LONDON

Britain’s unemployment rate fell unexpectedly to a new 43-year low in the three months to June and productivity rose, but there was little upside for most workers as pay growth slowed to its weakest in nine months.

Tuesday’s official figures also showed the sharpest annual fall in the number of EU workers in Britain since 1997, continuing a trend seen since the 2016 Brexit vote.

The figures painted a familiar picture of tightness in Britain’s labour market — including record high job vacancies — failing to translate into strong wage growth.

“This will not be what the Bank of England will have wanted to see, as one of the justifications for (its) decision to hike rates earlier this month was that it was expecting wage growth to start lifting off. This hasn’t happened yet,” said Emma-Lou Montgomery, an associate director at Fidelity International.

The BoE raised interest rates for only the second time since the financial crisis earlier this month.

Tuesday’s data also showed productivity grew at its fastest annual rate since late 2016 and the number of people whose main job was an insecure zero-hours contract fell by the most since 2000, the Office for National Statistics said.

The unemployment rate fell to 4.0 per cent in the April-June period, the lowest since the three months to February 1975 and beating economists’ forecasts for it to hold steady at a previous low of 4.2 per cent.

The drop came despite a smaller-than-expected number of jobs created over the three-month period, of 42,000 — less than half the average forecast by economists in a Reuters poll.

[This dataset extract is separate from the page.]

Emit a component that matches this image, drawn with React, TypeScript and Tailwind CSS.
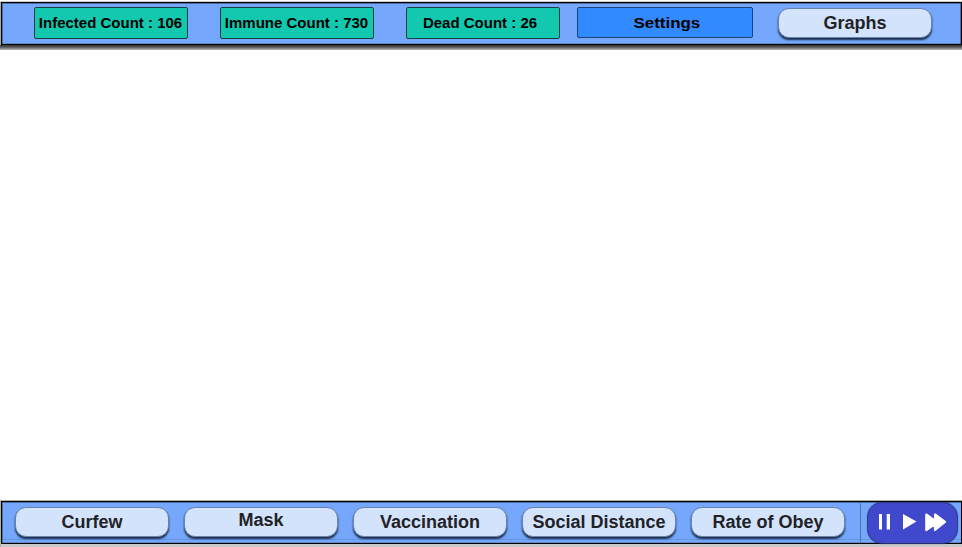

“Overall the data could be described as mildly positive for the pound, and the currency quickly spiked up to its highest level of the day not long after the release,” said David Cheetham, chief market analyst at currency broker XTB.

“This seemed to be a bit of a knee-jerk reaction to the unemployment figures and the gains have been pared as traders digested the miss in wages,” he added.

Total annual wage growth slowed to a nine-month low of 2.4 per cent, below forecasts for it to hold at 2.5 per cent. The ONS said changes to the timing of annual bonus payments was partly responsible.

Excluding bonuses, pay growth held steady at 2.7 per cent, well below the 4 per cent rate typical before the financial crisis a decade ago.

Output per hour worked grew by 1.5 per cent year-on-year in the April-June period, the biggest increase since late 2016 after a 0.9 per cent rise in the first quarter of 2018.

Britain’s economy warmed up a little in the second quarter from its winter slowdown of early 2018, official data showed last week, but there was no sign of an end to its stuttering performance ahead of Brexit next year.

With less than eight months until Britain is due to leave the European Union, the ONS data showed an acceleration of EU nationals leaving Britain’s workforce.

In the second quarter there were 2.35 million EU nationals working in Britain, down 86,000 on a year ago — a 3.6 per cent drop that was the largest since records began.

The number of nationals from the eight East European countries that joined the EU in 2004 fell by 117,000, an 11.7 per cent drop on the year.

The number of workers employed on often-precarious zero-hours contracts fell by a similar amount over the year — the biggest drop since 2000 — to 780,000 or 2.4 per cent of the workforce, the smallest since 2015.